> [TO BE DONE]: Exactly the lines from the start of the data below through the line that contains "import React from" are to be copied, with pictures left out.

▽

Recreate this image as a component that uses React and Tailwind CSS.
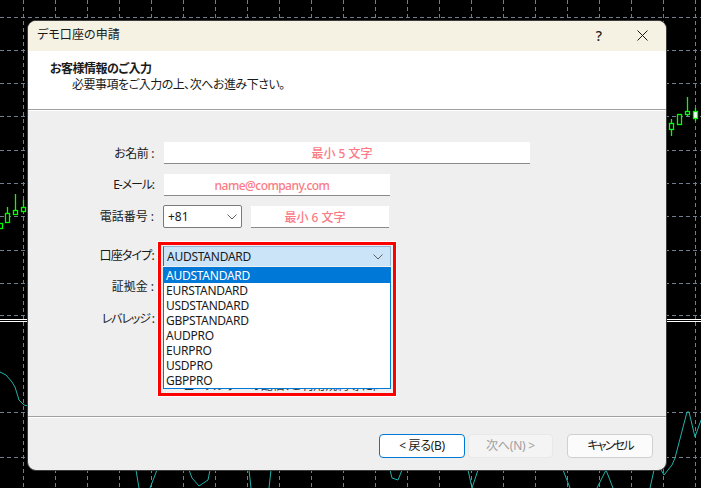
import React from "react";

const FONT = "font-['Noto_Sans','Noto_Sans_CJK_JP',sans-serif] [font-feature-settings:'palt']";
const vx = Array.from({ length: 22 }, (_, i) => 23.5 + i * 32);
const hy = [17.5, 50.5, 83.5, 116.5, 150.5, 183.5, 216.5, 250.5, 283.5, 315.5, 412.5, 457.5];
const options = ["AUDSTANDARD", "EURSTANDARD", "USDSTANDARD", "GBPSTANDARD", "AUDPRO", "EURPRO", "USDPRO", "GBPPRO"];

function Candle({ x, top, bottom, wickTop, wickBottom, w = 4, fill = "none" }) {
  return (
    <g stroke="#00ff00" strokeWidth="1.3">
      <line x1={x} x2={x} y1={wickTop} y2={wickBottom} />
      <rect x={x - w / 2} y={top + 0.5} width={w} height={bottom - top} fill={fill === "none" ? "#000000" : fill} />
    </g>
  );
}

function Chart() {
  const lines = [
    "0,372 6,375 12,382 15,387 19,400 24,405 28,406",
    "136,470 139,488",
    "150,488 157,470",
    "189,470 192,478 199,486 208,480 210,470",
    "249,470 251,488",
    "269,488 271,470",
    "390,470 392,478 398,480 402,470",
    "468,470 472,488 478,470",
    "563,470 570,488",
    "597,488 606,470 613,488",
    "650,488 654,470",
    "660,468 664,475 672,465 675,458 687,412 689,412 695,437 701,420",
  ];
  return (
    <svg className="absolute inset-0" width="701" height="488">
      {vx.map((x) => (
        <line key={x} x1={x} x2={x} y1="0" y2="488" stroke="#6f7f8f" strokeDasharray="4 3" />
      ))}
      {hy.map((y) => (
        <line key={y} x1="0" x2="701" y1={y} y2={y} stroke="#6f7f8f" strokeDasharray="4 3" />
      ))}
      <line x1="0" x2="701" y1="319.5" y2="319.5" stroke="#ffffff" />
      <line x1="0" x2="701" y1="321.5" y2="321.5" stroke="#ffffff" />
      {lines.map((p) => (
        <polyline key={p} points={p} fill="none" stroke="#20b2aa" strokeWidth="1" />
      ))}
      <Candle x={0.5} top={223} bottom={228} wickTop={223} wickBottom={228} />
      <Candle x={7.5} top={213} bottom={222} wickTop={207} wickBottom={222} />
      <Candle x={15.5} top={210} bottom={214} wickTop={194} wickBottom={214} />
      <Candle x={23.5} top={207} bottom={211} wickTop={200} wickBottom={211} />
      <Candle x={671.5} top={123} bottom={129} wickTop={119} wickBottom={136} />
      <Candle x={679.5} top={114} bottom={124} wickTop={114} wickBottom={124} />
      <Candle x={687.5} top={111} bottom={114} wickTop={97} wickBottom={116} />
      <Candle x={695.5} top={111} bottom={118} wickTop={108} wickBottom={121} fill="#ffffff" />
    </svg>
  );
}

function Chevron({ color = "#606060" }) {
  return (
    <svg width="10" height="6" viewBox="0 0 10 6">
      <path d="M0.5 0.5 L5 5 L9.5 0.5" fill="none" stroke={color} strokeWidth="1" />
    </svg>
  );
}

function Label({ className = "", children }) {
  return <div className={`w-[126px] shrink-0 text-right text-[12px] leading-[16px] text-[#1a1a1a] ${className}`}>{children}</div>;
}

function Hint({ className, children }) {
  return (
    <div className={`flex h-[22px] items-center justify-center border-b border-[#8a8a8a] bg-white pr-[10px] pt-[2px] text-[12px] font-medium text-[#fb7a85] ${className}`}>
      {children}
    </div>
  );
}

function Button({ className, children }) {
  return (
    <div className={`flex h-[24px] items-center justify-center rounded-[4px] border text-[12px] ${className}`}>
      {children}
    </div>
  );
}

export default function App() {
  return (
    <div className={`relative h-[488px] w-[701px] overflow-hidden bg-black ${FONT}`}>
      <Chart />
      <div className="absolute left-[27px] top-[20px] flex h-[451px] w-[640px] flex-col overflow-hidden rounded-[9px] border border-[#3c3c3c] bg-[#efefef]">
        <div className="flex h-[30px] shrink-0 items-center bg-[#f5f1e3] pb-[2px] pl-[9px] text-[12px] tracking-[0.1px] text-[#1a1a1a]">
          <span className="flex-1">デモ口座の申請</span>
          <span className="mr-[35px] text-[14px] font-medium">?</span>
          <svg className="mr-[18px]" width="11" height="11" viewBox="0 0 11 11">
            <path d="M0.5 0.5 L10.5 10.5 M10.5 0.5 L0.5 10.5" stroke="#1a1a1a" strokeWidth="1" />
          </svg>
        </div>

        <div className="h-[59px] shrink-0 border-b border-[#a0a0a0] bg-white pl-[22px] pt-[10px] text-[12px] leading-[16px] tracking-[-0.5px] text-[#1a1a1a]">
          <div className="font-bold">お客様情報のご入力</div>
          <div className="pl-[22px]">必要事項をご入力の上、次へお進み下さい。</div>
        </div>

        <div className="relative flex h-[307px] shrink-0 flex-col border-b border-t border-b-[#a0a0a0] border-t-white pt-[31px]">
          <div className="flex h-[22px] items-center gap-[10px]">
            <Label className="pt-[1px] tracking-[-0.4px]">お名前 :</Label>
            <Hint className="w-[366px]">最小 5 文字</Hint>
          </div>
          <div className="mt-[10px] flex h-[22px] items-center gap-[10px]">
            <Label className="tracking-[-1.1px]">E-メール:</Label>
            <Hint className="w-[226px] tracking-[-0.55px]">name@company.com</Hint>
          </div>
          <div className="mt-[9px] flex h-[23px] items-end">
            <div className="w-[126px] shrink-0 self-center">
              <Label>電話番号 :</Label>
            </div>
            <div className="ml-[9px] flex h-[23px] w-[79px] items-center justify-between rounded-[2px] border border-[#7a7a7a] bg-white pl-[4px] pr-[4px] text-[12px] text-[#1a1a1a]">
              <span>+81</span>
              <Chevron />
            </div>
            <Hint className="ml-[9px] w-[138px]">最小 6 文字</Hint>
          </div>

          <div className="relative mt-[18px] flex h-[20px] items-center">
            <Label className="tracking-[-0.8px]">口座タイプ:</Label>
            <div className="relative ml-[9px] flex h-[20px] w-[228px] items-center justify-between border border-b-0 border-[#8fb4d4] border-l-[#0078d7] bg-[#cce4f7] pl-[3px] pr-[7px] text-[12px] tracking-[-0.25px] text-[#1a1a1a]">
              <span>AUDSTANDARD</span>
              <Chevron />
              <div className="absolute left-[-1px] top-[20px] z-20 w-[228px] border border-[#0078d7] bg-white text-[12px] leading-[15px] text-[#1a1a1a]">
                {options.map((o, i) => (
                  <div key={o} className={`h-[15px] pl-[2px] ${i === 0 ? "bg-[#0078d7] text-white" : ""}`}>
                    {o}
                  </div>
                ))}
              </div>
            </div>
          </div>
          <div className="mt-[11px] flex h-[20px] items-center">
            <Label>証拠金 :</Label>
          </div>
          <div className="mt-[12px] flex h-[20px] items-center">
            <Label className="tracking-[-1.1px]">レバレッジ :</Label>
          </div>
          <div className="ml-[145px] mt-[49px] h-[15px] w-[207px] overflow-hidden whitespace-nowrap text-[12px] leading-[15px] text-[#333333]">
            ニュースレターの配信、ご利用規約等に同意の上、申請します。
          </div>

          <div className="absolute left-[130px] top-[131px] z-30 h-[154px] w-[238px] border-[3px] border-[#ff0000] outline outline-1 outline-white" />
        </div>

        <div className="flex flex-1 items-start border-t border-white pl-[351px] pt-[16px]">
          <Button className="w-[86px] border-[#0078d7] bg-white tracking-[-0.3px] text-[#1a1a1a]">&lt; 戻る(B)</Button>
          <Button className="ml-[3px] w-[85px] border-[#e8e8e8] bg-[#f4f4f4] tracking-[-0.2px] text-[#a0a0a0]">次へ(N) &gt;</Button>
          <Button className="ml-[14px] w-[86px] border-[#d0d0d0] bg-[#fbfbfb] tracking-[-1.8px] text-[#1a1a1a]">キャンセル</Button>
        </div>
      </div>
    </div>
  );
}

△

> [RESULT]:
Recreate this image as a component that uses React and Tailwind CSS.
import React from "react";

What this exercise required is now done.